Letters of Administration function like a grant of probate, but the key difference is they are used when a person didn’t make will, and therefore has not named someone to be the executor. This situation can be problematic as it is not always obvious who should take on this role, and indeed family members often disagree on this point; it can be a cause of conflict and stress.  Often the Court becomes involved and this causes delays, additional expense – and more stress. All these are very good reasons why everyone should make a will!

Learn more
What is a grant of representation?

This is a generic term covering official documentation that proves that you have the right to manage the estate of the deceased.  If there is a named executor, they usually submit an application for grant of probate.  If there is a valid Will but the named executors are unable or unwilling to act, then letters of administration with Will annexed will need to be obtained.
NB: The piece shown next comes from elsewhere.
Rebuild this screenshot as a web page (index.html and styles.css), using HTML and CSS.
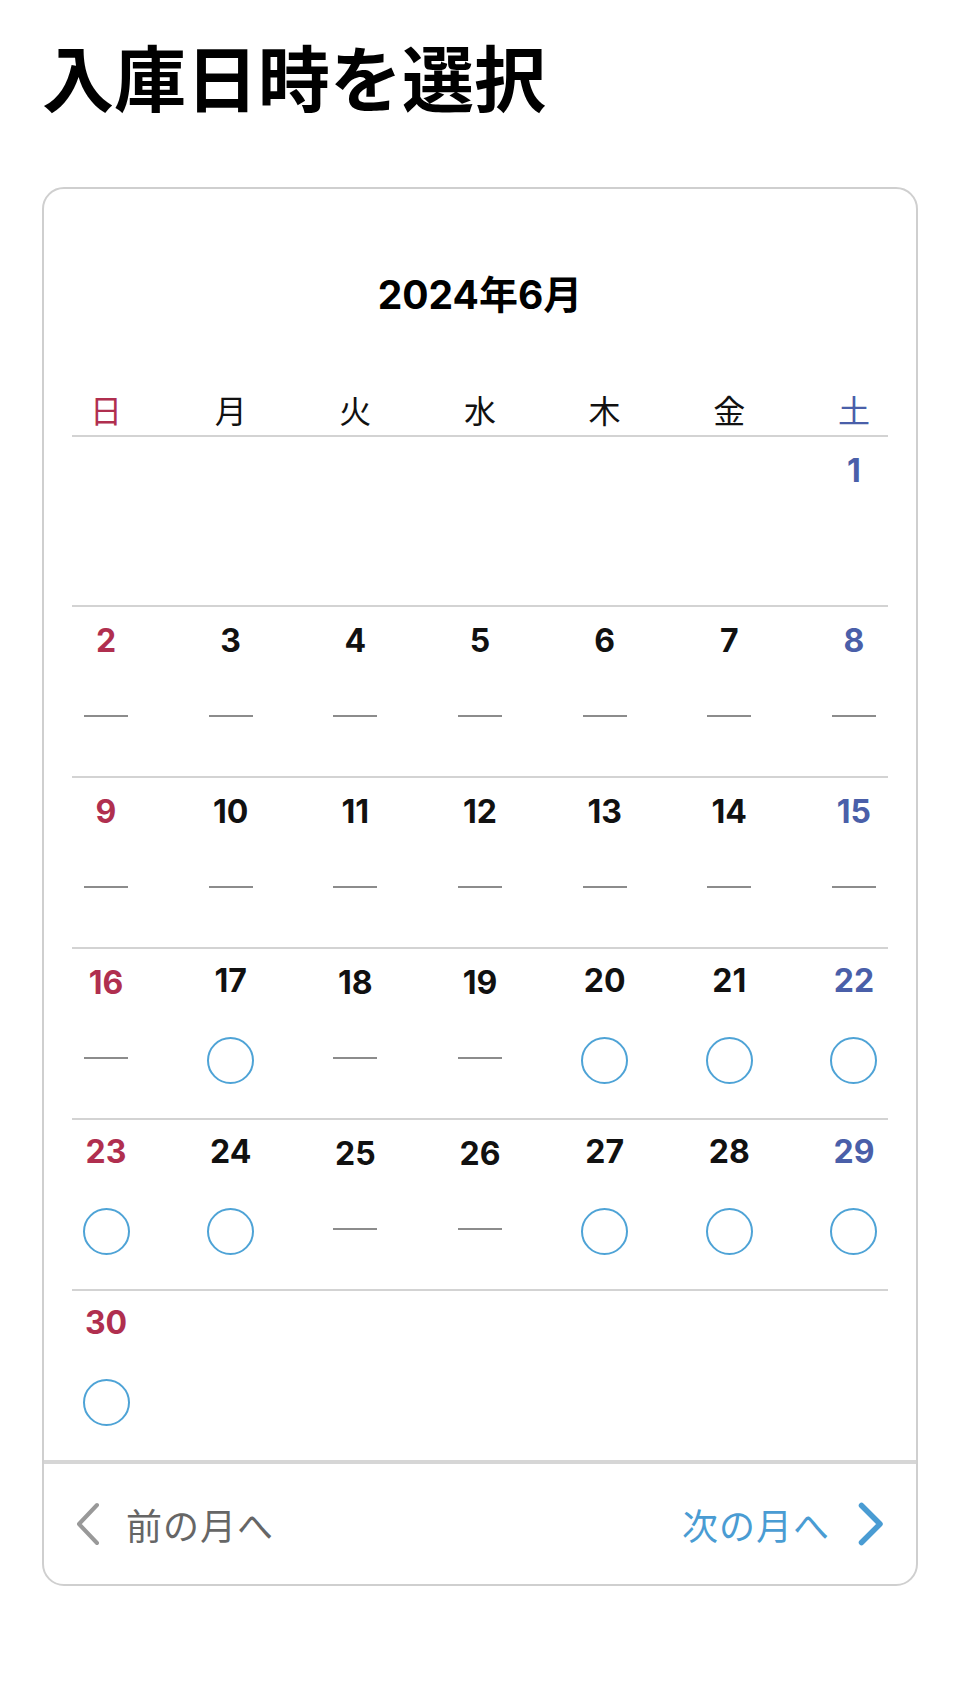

If there was no will, then letters of administration will need to be obtained. Letters of administration with Will annexed and letters of administration serve similar function to that of the grant of probate. Grant of representation is the phrase that covers all three phrases. 

The document itself, and sometimes the process of getting it from the Court and using it to administer the estate, can often be referred to as probate.

Learn more
What is probate?

When someone dies, probate is the process of managing and passing on their property, money and other assets to others, once any debts, taxes and other costs have been paid. If the deceased person made a will, they will have named someone to carry out these tasks. That person is known as the Will's executor.

Learn more
Is my will valid in another country?

If you have assets in another country, it is always advisable to take specialist legal advice about your will. If you make a will in England or Wales, it may be able to cover your foreign assets – but specialist legal advice will provide certainty. 

Learn more
What is the ‘national will register’?

The National Will Register is an official register of wills in the UK. It is approved by the Law Society and used by many solicitor firms. If your will is registered, solicitors can easily find it after your death.

Do I need to register my will?

No – it’s not compulsory to register your will on the National Will Register. However, if you register your will it can make it easier for your family to know what your wishes are after your death.

What are the requirements for a valid will?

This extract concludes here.